Written task: Write out the material again word for word, dropping any images it holds.

Data shown:
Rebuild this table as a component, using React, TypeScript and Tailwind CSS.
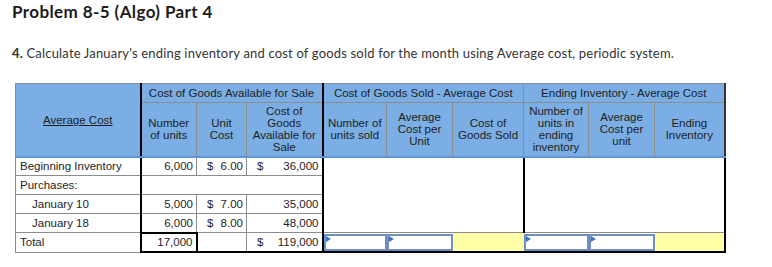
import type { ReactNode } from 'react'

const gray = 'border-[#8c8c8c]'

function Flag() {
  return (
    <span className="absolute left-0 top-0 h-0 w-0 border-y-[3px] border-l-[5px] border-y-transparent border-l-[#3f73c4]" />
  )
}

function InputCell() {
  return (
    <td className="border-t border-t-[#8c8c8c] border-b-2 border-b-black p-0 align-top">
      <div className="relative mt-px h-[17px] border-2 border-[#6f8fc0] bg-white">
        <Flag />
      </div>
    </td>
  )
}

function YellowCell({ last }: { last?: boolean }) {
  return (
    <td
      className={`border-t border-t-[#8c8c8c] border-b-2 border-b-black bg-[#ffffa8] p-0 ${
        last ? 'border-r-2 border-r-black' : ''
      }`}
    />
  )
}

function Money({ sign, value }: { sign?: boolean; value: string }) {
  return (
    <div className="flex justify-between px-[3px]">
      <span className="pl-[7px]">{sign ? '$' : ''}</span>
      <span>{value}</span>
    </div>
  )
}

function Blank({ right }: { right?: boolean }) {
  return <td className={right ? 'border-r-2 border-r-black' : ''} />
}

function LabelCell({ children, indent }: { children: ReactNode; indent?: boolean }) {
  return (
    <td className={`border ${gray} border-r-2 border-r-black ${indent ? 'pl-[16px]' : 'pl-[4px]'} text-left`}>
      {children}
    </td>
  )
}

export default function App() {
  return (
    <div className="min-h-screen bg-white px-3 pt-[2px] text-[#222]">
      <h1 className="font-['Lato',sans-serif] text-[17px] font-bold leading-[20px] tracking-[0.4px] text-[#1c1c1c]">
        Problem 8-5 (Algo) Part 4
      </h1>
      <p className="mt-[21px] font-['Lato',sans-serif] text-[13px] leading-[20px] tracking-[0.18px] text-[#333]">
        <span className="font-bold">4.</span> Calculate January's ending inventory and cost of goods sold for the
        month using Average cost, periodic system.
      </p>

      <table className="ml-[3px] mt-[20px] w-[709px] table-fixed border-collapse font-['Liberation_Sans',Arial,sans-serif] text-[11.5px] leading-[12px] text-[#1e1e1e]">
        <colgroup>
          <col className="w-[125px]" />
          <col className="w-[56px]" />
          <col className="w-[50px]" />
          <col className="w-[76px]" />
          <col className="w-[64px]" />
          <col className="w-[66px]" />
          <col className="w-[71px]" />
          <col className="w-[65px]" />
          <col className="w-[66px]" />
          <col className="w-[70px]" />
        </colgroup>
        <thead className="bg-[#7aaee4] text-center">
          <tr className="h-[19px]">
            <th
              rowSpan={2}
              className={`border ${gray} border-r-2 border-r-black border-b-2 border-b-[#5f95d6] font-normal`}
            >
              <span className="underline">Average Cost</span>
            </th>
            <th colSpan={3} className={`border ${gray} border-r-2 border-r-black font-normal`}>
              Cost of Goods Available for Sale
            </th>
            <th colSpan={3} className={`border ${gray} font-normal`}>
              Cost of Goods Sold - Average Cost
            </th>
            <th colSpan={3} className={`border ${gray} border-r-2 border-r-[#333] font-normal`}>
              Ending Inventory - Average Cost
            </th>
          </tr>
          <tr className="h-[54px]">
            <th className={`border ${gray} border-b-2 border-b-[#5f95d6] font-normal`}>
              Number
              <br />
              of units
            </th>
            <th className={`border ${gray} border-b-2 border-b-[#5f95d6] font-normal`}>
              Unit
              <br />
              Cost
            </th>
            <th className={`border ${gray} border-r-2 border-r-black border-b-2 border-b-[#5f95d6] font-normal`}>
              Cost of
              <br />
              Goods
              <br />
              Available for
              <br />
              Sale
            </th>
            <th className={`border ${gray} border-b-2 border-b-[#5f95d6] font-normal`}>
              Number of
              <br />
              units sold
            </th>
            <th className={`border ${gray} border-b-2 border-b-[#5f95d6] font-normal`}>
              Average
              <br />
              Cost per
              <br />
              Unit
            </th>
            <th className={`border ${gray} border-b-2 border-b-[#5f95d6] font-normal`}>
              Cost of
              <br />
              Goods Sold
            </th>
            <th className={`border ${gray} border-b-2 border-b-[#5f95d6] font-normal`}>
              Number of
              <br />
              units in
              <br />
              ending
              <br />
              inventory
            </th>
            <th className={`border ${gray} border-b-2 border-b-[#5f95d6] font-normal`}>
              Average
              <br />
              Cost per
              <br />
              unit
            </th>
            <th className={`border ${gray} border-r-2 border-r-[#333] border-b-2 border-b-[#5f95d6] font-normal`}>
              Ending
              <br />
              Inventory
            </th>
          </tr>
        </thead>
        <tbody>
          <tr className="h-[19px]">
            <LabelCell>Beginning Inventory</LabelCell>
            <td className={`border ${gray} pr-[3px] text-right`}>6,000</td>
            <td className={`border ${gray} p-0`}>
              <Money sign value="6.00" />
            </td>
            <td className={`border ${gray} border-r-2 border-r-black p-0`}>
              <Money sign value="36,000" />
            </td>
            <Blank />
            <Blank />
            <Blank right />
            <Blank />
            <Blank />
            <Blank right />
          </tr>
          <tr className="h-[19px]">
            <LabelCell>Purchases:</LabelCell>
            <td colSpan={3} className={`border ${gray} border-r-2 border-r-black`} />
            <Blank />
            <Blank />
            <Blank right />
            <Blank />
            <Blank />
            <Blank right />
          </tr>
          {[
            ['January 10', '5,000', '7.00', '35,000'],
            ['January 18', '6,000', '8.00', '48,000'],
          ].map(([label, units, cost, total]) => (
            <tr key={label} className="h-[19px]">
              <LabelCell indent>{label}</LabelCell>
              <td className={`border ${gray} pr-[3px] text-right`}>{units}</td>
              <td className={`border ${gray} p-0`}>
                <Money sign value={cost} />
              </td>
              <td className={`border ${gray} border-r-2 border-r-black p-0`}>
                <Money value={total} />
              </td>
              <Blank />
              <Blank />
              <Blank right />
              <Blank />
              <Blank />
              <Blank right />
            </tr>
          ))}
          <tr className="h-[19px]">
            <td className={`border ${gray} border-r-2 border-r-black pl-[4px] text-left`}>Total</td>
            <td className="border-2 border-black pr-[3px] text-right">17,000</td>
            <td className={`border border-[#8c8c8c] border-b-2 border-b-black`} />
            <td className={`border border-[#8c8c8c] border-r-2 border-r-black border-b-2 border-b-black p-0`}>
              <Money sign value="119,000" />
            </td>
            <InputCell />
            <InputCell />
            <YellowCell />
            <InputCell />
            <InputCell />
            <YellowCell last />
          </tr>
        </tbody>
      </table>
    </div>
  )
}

In response:
Rebuild this table as a component, using React, TypeScript and Tailwind CSS.
import type { ReactNode } from 'react'

const gray = 'border-[#8c8c8c]'

function Flag() {
  return (
    <span className="absolute left-0 top-0 h-0 w-0 border-y-[3px] border-l-[5px] border-y-transparent border-l-[#3f73c4]" />
  )
}

function InputCell() {
  return (
    <td className="border-t border-t-[#8c8c8c] border-b-2 border-b-black p-0 align-top">
      <div className="relative mt-px h-[17px] border-2 border-[#6f8fc0] bg-white">
        <Flag />
      </div>
    </td>
  )
}

function YellowCell({ last }: { last?: boolean }) {
  return (
    <td
      className={`border-t border-t-[#8c8c8c] border-b-2 border-b-black bg-[#ffffa8] p-0 ${
        last ? 'border-r-2 border-r-black' : ''
      }`}
    />
  )
}

function Money({ sign, value }: { sign?: boolean; value: string }) {
  return (
    <div className="flex justify-between px-[3px]">
      <span className="pl-[7px]">{sign ? '$' : ''}</span>
      <span>{value}</span>
    </div>
  )
}

function Blank({ right }: { right?: boolean }) {
  return <td className={right ? 'border-r-2 border-r-black' : ''} />
}

function LabelCell({ children, indent }: { children: ReactNode; indent?: boolean }) {
  return (
    <td className={`border ${gray} border-r-2 border-r-black ${indent ? 'pl-[16px]' : 'pl-[4px]'} text-left`}>
      {children}
    </td>
  )
}

export default function App() {
  return (
    <div className="min-h-screen bg-white px-3 pt-[2px] text-[#222]">
      <h1 className="font-['Lato',sans-serif] text-[17px] font-bold leading-[20px] tracking-[0.4px] text-[#1c1c1c]">
        Problem 8-5 (Algo) Part 4
      </h1>
      <p className="mt-[21px] font-['Lato',sans-serif] text-[13px] leading-[20px] tracking-[0.18px] text-[#333]">
        <span className="font-bold">4.</span> Calculate January's ending inventory and cost of goods sold for the
        month using Average cost, periodic system.
      </p>

      <table className="ml-[3px] mt-[20px] w-[709px] table-fixed border-collapse font-['Liberation_Sans',Arial,sans-serif] text-[11.5px] leading-[12px] text-[#1e1e1e]">
        <colgroup>
          <col className="w-[125px]" />
          <col className="w-[56px]" />
          <col className="w-[50px]" />
          <col className="w-[76px]" />
          <col className="w-[64px]" />
          <col className="w-[66px]" />
          <col className="w-[71px]" />
          <col className="w-[65px]" />
          <col className="w-[66px]" />
          <col className="w-[70px]" />
        </colgroup>
        <thead className="bg-[#7aaee4] text-center">
          <tr className="h-[19px]">
            <th
              rowSpan={2}
              className={`border ${gray} border-r-2 border-r-black border-b-2 border-b-[#5f95d6] font-normal`}
            >
              <span className="underline">Average Cost</span>
            </th>
            <th colSpan={3} className={`border ${gray} border-r-2 border-r-black font-normal`}>
              Cost of Goods Available for Sale
            </th>
            <th colSpan={3} className={`border ${gray} font-normal`}>
              Cost of Goods Sold - Average Cost
            </th>
            <th colSpan={3} className={`border ${gray} border-r-2 border-r-[#333] font-normal`}>
              Ending Inventory - Average Cost
            </th>
          </tr>
          <tr className="h-[54px]">
            <th className={`border ${gray} border-b-2 border-b-[#5f95d6] font-normal`}>
              Number
              <br />
              of units
            </th>
            <th className={`border ${gray} border-b-2 border-b-[#5f95d6] font-normal`}>
              Unit
              <br />
              Cost
            </th>
            <th className={`border ${gray} border-r-2 border-r-black border-b-2 border-b-[#5f95d6] font-normal`}>
              Cost of
              <br />
              Goods
              <br />
              Available for
              <br />
              Sale
            </th>
            <th className={`border ${gray} border-b-2 border-b-[#5f95d6] font-normal`}>
              Number of
              <br />
              units sold
            </th>
            <th className={`border ${gray} border-b-2 border-b-[#5f95d6] font-normal`}>
              Average
              <br />
              Cost per
              <br />
              Unit
            </th>
            <th className={`border ${gray} border-b-2 border-b-[#5f95d6] font-normal`}>
              Cost of
              <br />
              Goods Sold
            </th>
            <th className={`border ${gray} border-b-2 border-b-[#5f95d6] font-normal`}>
              Number of
              <br />
              units in
              <br />
              ending
              <br />
              inventory
            </th>
            <th className={`border ${gray} border-b-2 border-b-[#5f95d6] font-normal`}>
              Average
              <br />
              Cost per
              <br />
              unit
            </th>
            <th className={`border ${gray} border-r-2 border-r-[#333] border-b-2 border-b-[#5f95d6] font-normal`}>
              Ending
              <br />
              Inventory
            </th>
          </tr>
        </thead>
        <tbody>
          <tr className="h-[19px]">
            <LabelCell>Beginning Inventory</LabelCell>
            <td className={`border ${gray} pr-[3px] text-right`}>6,000</td>
            <td className={`border ${gray} p-0`}>
              <Money sign value="6.00" />
            </td>
            <td className={`border ${gray} border-r-2 border-r-black p-0`}>
              <Money sign value="36,000" />
            </td>
            <Blank />
            <Blank />
            <Blank right />
            <Blank />
            <Blank />
            <Blank right />
          </tr>
          <tr className="h-[19px]">
            <LabelCell>Purchases:</LabelCell>
            <td colSpan={3} className={`border ${gray} border-r-2 border-r-black`} />
            <Blank />
            <Blank />
            <Blank right />
            <Blank />
            <Blank />
            <Blank right />
          </tr>
          {[
            ['January 10', '5,000', '7.00', '35,000'],
            ['January 18', '6,000', '8.00', '48,000'],
          ].map(([label, units, cost, total]) => (
            <tr key={label} className="h-[19px]">
              <LabelCell indent>{label}</LabelCell>
              <td className={`border ${gray} pr-[3px] text-right`}>{units}</td>
              <td className={`border ${gray} p-0`}>
                <Money sign value={cost} />
              </td>
              <td className={`border ${gray} border-r-2 border-r-black p-0`}>
                <Money value={total} />
              </td>
              <Blank />
              <Blank />
              <Blank right />
              <Blank />
              <Blank />
              <Blank right />
            </tr>
          ))}
          <tr className="h-[19px]">
            <td className={`border ${gray} border-r-2 border-r-black pl-[4px] text-left`}>Total</td>
            <td className="border-2 border-black pr-[3px] text-right">17,000</td>
            <td className={`border border-[#8c8c8c] border-b-2 border-b-black`} />
            <td className={`border border-[#8c8c8c] border-r-2 border-r-black border-b-2 border-b-black p-0`}>
              <Money sign value="119,000" />
            </td>
            <InputCell />
            <InputCell />
            <YellowCell />
            <InputCell />
            <InputCell />
            <YellowCell last />
          </tr>
        </tbody>
      </table>
    </div>
  )
}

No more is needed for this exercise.